_SHORT PROBLEM_
Reproduce the data exactly and drop any pictures it holds.

_DATA EXTRACT_
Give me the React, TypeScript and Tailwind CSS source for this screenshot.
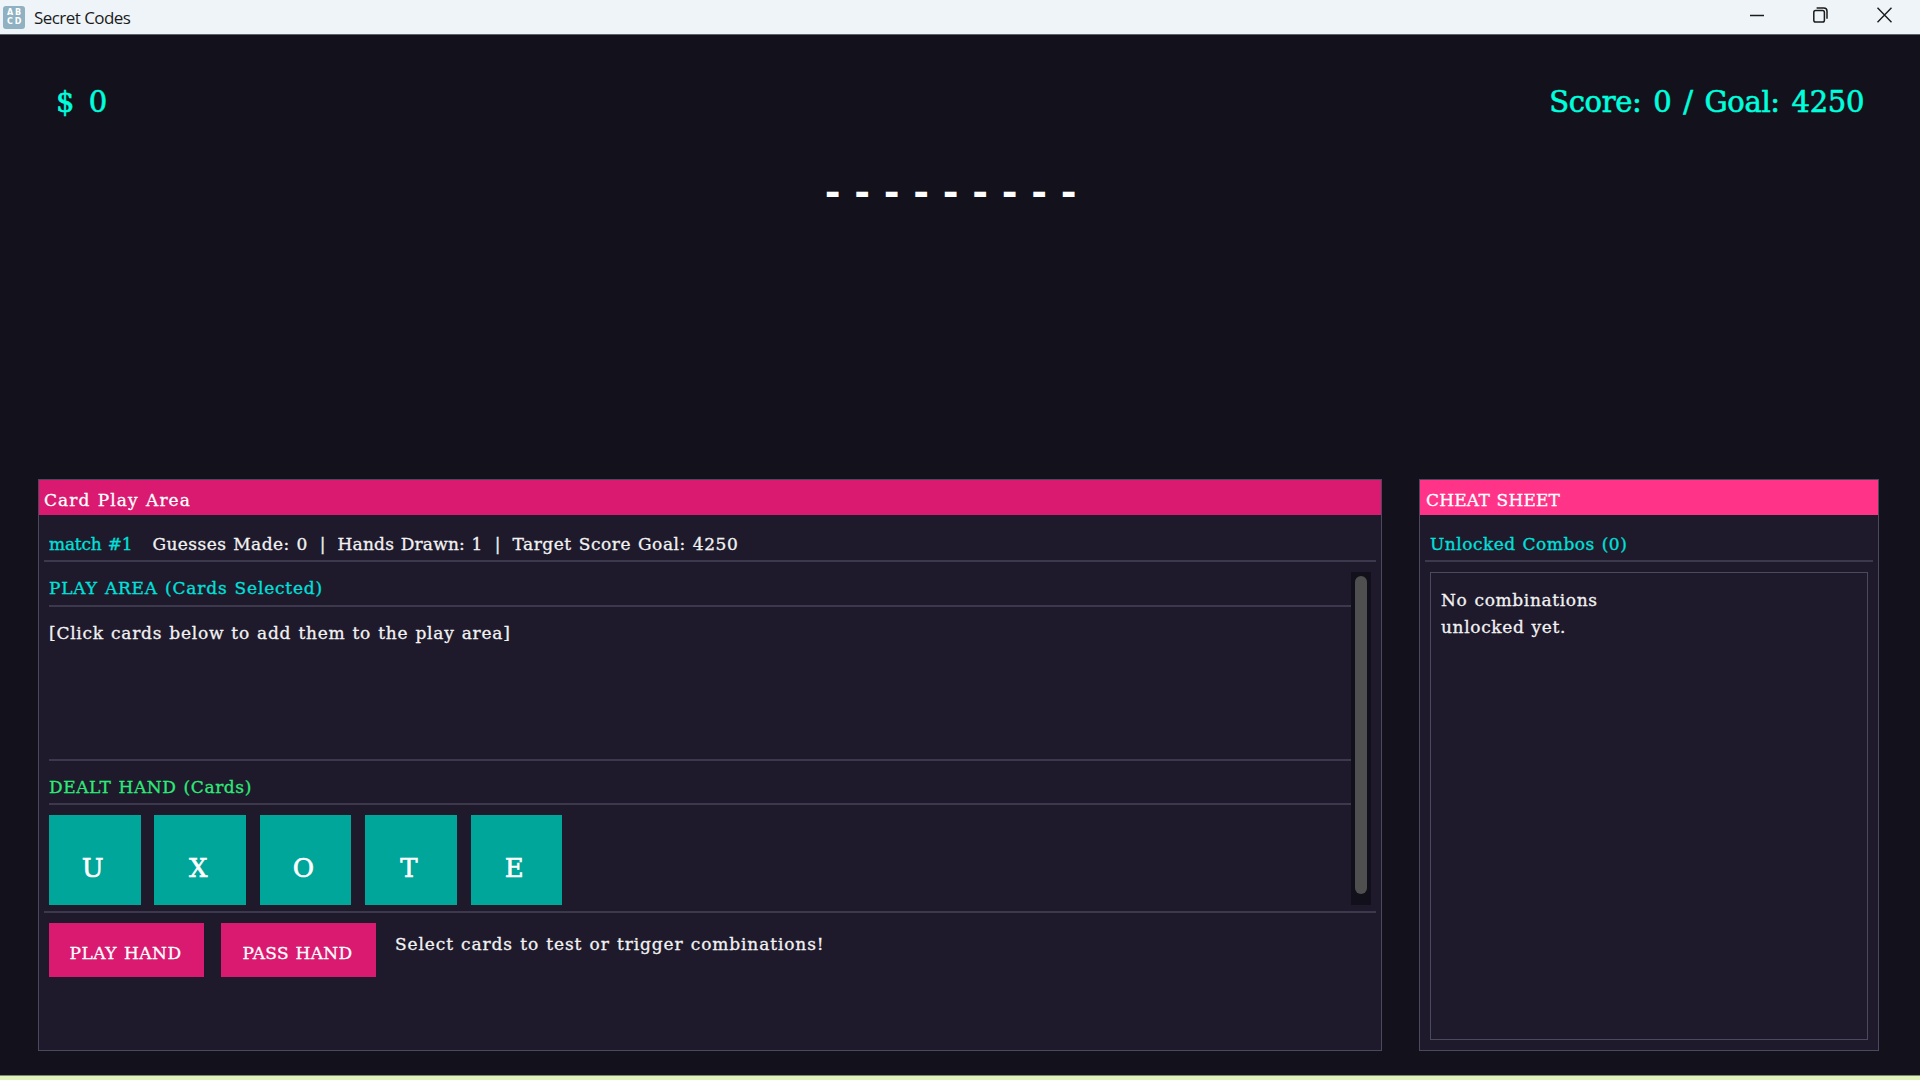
import type { ReactNode } from "react";
import clsx from "clsx";

const hand = ["U", "X", "O", "T", "E"];
const codeLength = 9;

const serif = "font-['DejaVu_Serif','Liberation_Serif',serif]";

function Divider({ className }: { className?: string }) {
  return <div className={clsx("h-[2px] shrink-0 bg-[#3b394b]", className)} />;
}

function Label({ className, children }: { className?: string; children: ReactNode }) {
  return (
    <p
      className={clsx(
        "text-[17px] leading-[26px] whitespace-pre [word-spacing:1px] [-webkit-text-stroke:0.3px]",
        className
      )}
    >
      {children}
    </p>
  );
}

function TitleBar() {
  return (
    <header className="flex h-[35px] shrink-0 items-center border-b border-[#5b636b] bg-[#eff4f9] pl-[3px]">
      <div className="grid h-[23px] w-[22px] grid-cols-2 place-items-center rounded-[3px] bg-[#8fb1c1] px-[3px] py-[2px] font-['DejaVu_Sans',sans-serif] text-[8px] leading-[9px] font-bold text-white">
        <span>A</span>
        <span>B</span>
        <span>C</span>
        <span>D</span>
      </div>
      <h1 className="ml-[9px] pt-px font-['Open_Sans',sans-serif] text-[17px] leading-[34px] tracking-[-0.55px] text-[#1b1b1b]">
        Secret Codes
      </h1>
      <div className="mr-[28px] mb-[4px] ml-auto flex items-center gap-[49px] text-[#1b1b1b]">
        <svg width="14" height="16" viewBox="0 0 14 16" fill="none" stroke="currentColor" strokeWidth="1.5">
          <path d="M0 8.5h14" />
        </svg>
        <svg width="15" height="16" viewBox="0 0 15 16" fill="none" stroke="currentColor" strokeWidth="1.5">
          <rect x="0.8" y="3.6" width="10.6" height="11.4" rx="1.8" />
          <path d="M3.6 1h7.2a3.2 3.2 0 0 1 3.2 3.2v7.6" />
        </svg>
        <svg width="15" height="16" viewBox="0 0 15 16" fill="none" stroke="currentColor" strokeWidth="1.4">
          <path d="M0.5 0.8l14 14.4M14.5 0.8l-14 14.4" />
        </svg>
      </div>
    </header>
  );
}

function PlayArea() {
  return (
    <section className="flex w-[1344px] flex-col border border-[#4b495d] bg-[#1e1a2c]">
      <div className="h-[35px] shrink-0 bg-[#da1a70] pt-[7px] pl-[5px]">
        <Label className="tracking-[1.05px] text-white">Card Play Area</Label>
      </div>

      <div className="flex h-[45px] shrink-0 items-center pt-[13px] pl-[10px]">
        <Label className="tracking-[-0.2px] text-[#00e0dc]">match #1</Label>
        <div className="ml-[20px] flex gap-[12px] text-[#f2f2f2]">
          <Label className="tracking-[0.45px]">Guesses Made: 0</Label>
          <Label>|</Label>
          <Label className="tracking-[0.2px]">Hands Drawn: 1</Label>
          <Label>|</Label>
          <Label className="tracking-[0.55px]">Target Score Goal: 4250</Label>
        </div>
      </div>
      <Divider className="mx-[5px]" />

      <div className="mt-[10px] flex h-[333px] shrink-0 px-[10px]">
        <div className="flex flex-1 flex-col">
          <Label className="mt-[3px] tracking-[0.8px] text-[#00e0dc]">PLAY AREA (Cards Selected)</Label>
          <Divider className="mt-[4px]" />
          <Label className="mt-[13px] tracking-[0.75px] text-[#f2f2f2]">
            [Click cards below to add them to the play area]
          </Label>
          <Divider className="mt-[113px]" />
          <Label className="mt-[13px] tracking-[0.6px] text-[#2eea78]">DEALT HAND (Cards)</Label>
          <Divider className="mt-[3px]" />
          <div className="mt-auto flex gap-[13.9px]">
            {hand.map((letter) => (
              <button
                key={letter}
                className="h-[90px] w-[91.5px] bg-[#00a69a] pt-[16px] pr-[4px] text-[26px] leading-[30px] text-white [-webkit-text-stroke:0.6px]"
              >
                {letter}
              </button>
            ))}
          </div>
        </div>
        <div className="h-full w-[20px] bg-[#12101a] px-[4px] pt-[4px]">
          <div className="h-[318px] rounded-full bg-[#4f4f4f]" />
        </div>
      </div>

      <Divider className="mx-[5px] mt-[6px]" />
      <div className="flex pt-[10px] pl-[10px]">
        <button className="flex h-[54px] w-[155px] items-center justify-center bg-[#da1a70] pt-[6px] pr-[2px]">
          <Label className="tracking-[0.5px] text-white">PLAY HAND</Label>
        </button>
        <button className="ml-[17px] flex h-[54px] w-[155px] items-center justify-center bg-[#da1a70] pt-[6px] pr-[2px]">
          <Label className="tracking-[0.3px] text-white">PASS HAND</Label>
        </button>
        <Label className="mt-[8px] ml-[19px] tracking-[0.88px] text-[#f2f2f2]">
          Select cards to test or trigger combinations!
        </Label>
      </div>
    </section>
  );
}

function CheatSheet() {
  return (
    <section className="flex w-[460px] flex-col border border-[#4b495d] bg-[#1e1a2c]">
      <div className="h-[35px] shrink-0 bg-[#ff3388] pt-[7px] pl-[6px]">
        <Label className="tracking-[0.2px] text-white">CHEAT SHEET</Label>
      </div>
      <div className="h-[45px] shrink-0 pt-[16px] pl-[10px]">
        <Label className="tracking-[0.5px] text-[#00e0dc]">Unlocked Combos (0)</Label>
      </div>
      <Divider className="mx-[5px]" />
      <div className="mx-[10px] mt-[10px] mb-[10px] flex-1 border border-[#4b495d] pt-[14px] pl-[10px] text-[#f2f2f2]">
        <Label className="tracking-[0.65px]">No combinations</Label>
        <Label className="mt-px tracking-[0.65px]">unlocked yet.</Label>
      </div>
    </section>
  );
}

export default function App() {
  return (
    <div className={clsx("flex h-[1080px] w-[1920px] flex-col overflow-hidden bg-[#13111b]", serif)}>
      <TitleBar />

      <main className="flex flex-1 flex-col">
        <div className="flex justify-between pt-[45px] pr-[56px] pl-[56px] text-[29px] leading-[44px] text-[#00ffdd] [-webkit-text-stroke:0.6px]">
          <p className="[word-spacing:5px]">$ 0</p>
          <p className="tracking-[-0.35px] [word-spacing:3px]">Score: 0 / Goal: 4250</p>
        </div>

        {/* Hidden code, one dash per letter */}
        <div className="mt-[46px] ml-[818px] flex h-[44px] font-['DejaVu_Sans',sans-serif] text-[38px] leading-[44px] font-bold text-white">
          {Array.from({ length: codeLength }, (_, i) => (
            <span key={i} className="w-[29.5px] text-center">
              -
            </span>
          ))}
        </div>

        <div className="mt-auto mb-[24px] ml-[38px] flex h-[572px] gap-[37px]">
          <PlayArea />
          <CheatSheet />
        </div>
      </main>

      <div className="h-[5px] shrink-0 border-t border-[#7d8a70] bg-[#e0f3bb]" />
    </div>
  );
}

_RESULT OF THIS TASK_
Give me the React, TypeScript and Tailwind CSS source for this screenshot.
import type { ReactNode } from "react";
import clsx from "clsx";

const hand = ["U", "X", "O", "T", "E"];
const codeLength = 9;

const serif = "font-['DejaVu_Serif','Liberation_Serif',serif]";

function Divider({ className }: { className?: string }) {
  return <div className={clsx("h-[2px] shrink-0 bg-[#3b394b]", className)} />;
}

function Label({ className, children }: { className?: string; children: ReactNode }) {
  return (
    <p
      className={clsx(
        "text-[17px] leading-[26px] whitespace-pre [word-spacing:1px] [-webkit-text-stroke:0.3px]",
        className
      )}
    >
      {children}
    </p>
  );
}

function TitleBar() {
  return (
    <header className="flex h-[35px] shrink-0 items-center border-b border-[#5b636b] bg-[#eff4f9] pl-[3px]">
      <div className="grid h-[23px] w-[22px] grid-cols-2 place-items-center rounded-[3px] bg-[#8fb1c1] px-[3px] py-[2px] font-['DejaVu_Sans',sans-serif] text-[8px] leading-[9px] font-bold text-white">
        <span>A</span>
        <span>B</span>
        <span>C</span>
        <span>D</span>
      </div>
      <h1 className="ml-[9px] pt-px font-['Open_Sans',sans-serif] text-[17px] leading-[34px] tracking-[-0.55px] text-[#1b1b1b]">
        Secret Codes
      </h1>
      <div className="mr-[28px] mb-[4px] ml-auto flex items-center gap-[49px] text-[#1b1b1b]">
        <svg width="14" height="16" viewBox="0 0 14 16" fill="none" stroke="currentColor" strokeWidth="1.5">
          <path d="M0 8.5h14" />
        </svg>
        <svg width="15" height="16" viewBox="0 0 15 16" fill="none" stroke="currentColor" strokeWidth="1.5">
          <rect x="0.8" y="3.6" width="10.6" height="11.4" rx="1.8" />
          <path d="M3.6 1h7.2a3.2 3.2 0 0 1 3.2 3.2v7.6" />
        </svg>
        <svg width="15" height="16" viewBox="0 0 15 16" fill="none" stroke="currentColor" strokeWidth="1.4">
          <path d="M0.5 0.8l14 14.4M14.5 0.8l-14 14.4" />
        </svg>
      </div>
    </header>
  );
}

function PlayArea() {
  return (
    <section className="flex w-[1344px] flex-col border border-[#4b495d] bg-[#1e1a2c]">
      <div className="h-[35px] shrink-0 bg-[#da1a70] pt-[7px] pl-[5px]">
        <Label className="tracking-[1.05px] text-white">Card Play Area</Label>
      </div>

      <div className="flex h-[45px] shrink-0 items-center pt-[13px] pl-[10px]">
        <Label className="tracking-[-0.2px] text-[#00e0dc]">match #1</Label>
        <div className="ml-[20px] flex gap-[12px] text-[#f2f2f2]">
          <Label className="tracking-[0.45px]">Guesses Made: 0</Label>
          <Label>|</Label>
          <Label className="tracking-[0.2px]">Hands Drawn: 1</Label>
          <Label>|</Label>
          <Label className="tracking-[0.55px]">Target Score Goal: 4250</Label>
        </div>
      </div>
      <Divider className="mx-[5px]" />

      <div className="mt-[10px] flex h-[333px] shrink-0 px-[10px]">
        <div className="flex flex-1 flex-col">
          <Label className="mt-[3px] tracking-[0.8px] text-[#00e0dc]">PLAY AREA (Cards Selected)</Label>
          <Divider className="mt-[4px]" />
          <Label className="mt-[13px] tracking-[0.75px] text-[#f2f2f2]">
            [Click cards below to add them to the play area]
          </Label>
          <Divider className="mt-[113px]" />
          <Label className="mt-[13px] tracking-[0.6px] text-[#2eea78]">DEALT HAND (Cards)</Label>
          <Divider className="mt-[3px]" />
          <div className="mt-auto flex gap-[13.9px]">
            {hand.map((letter) => (
              <button
                key={letter}
                className="h-[90px] w-[91.5px] bg-[#00a69a] pt-[16px] pr-[4px] text-[26px] leading-[30px] text-white [-webkit-text-stroke:0.6px]"
              >
                {letter}
              </button>
            ))}
          </div>
        </div>
        <div className="h-full w-[20px] bg-[#12101a] px-[4px] pt-[4px]">
          <div className="h-[318px] rounded-full bg-[#4f4f4f]" />
        </div>
      </div>

      <Divider className="mx-[5px] mt-[6px]" />
      <div className="flex pt-[10px] pl-[10px]">
        <button className="flex h-[54px] w-[155px] items-center justify-center bg-[#da1a70] pt-[6px] pr-[2px]">
          <Label className="tracking-[0.5px] text-white">PLAY HAND</Label>
        </button>
        <button className="ml-[17px] flex h-[54px] w-[155px] items-center justify-center bg-[#da1a70] pt-[6px] pr-[2px]">
          <Label className="tracking-[0.3px] text-white">PASS HAND</Label>
        </button>
        <Label className="mt-[8px] ml-[19px] tracking-[0.88px] text-[#f2f2f2]">
          Select cards to test or trigger combinations!
        </Label>
      </div>
    </section>
  );
}

function CheatSheet() {
  return (
    <section className="flex w-[460px] flex-col border border-[#4b495d] bg-[#1e1a2c]">
      <div className="h-[35px] shrink-0 bg-[#ff3388] pt-[7px] pl-[6px]">
        <Label className="tracking-[0.2px] text-white">CHEAT SHEET</Label>
      </div>
      <div className="h-[45px] shrink-0 pt-[16px] pl-[10px]">
        <Label className="tracking-[0.5px] text-[#00e0dc]">Unlocked Combos (0)</Label>
      </div>
      <Divider className="mx-[5px]" />
      <div className="mx-[10px] mt-[10px] mb-[10px] flex-1 border border-[#4b495d] pt-[14px] pl-[10px] text-[#f2f2f2]">
        <Label className="tracking-[0.65px]">No combinations</Label>
        <Label className="mt-px tracking-[0.65px]">unlocked yet.</Label>
      </div>
    </section>
  );
}

export default function App() {
  return (
    <div className={clsx("flex h-[1080px] w-[1920px] flex-col overflow-hidden bg-[#13111b]", serif)}>
      <TitleBar />

      <main className="flex flex-1 flex-col">
        <div className="flex justify-between pt-[45px] pr-[56px] pl-[56px] text-[29px] leading-[44px] text-[#00ffdd] [-webkit-text-stroke:0.6px]">
          <p className="[word-spacing:5px]">$ 0</p>
          <p className="tracking-[-0.35px] [word-spacing:3px]">Score: 0 / Goal: 4250</p>
        </div>

        {/* Hidden code, one dash per letter */}
        <div className="mt-[46px] ml-[818px] flex h-[44px] font-['DejaVu_Sans',sans-serif] text-[38px] leading-[44px] font-bold text-white">
          {Array.from({ length: codeLength }, (_, i) => (
            <span key={i} className="w-[29.5px] text-center">
              -
            </span>
          ))}
        </div>

        <div className="mt-auto mb-[24px] ml-[38px] flex h-[572px] gap-[37px]">
          <PlayArea />
          <CheatSheet />
        </div>
      </main>

      <div className="h-[5px] shrink-0 border-t border-[#7d8a70] bg-[#e0f3bb]" />
    </div>
  );
}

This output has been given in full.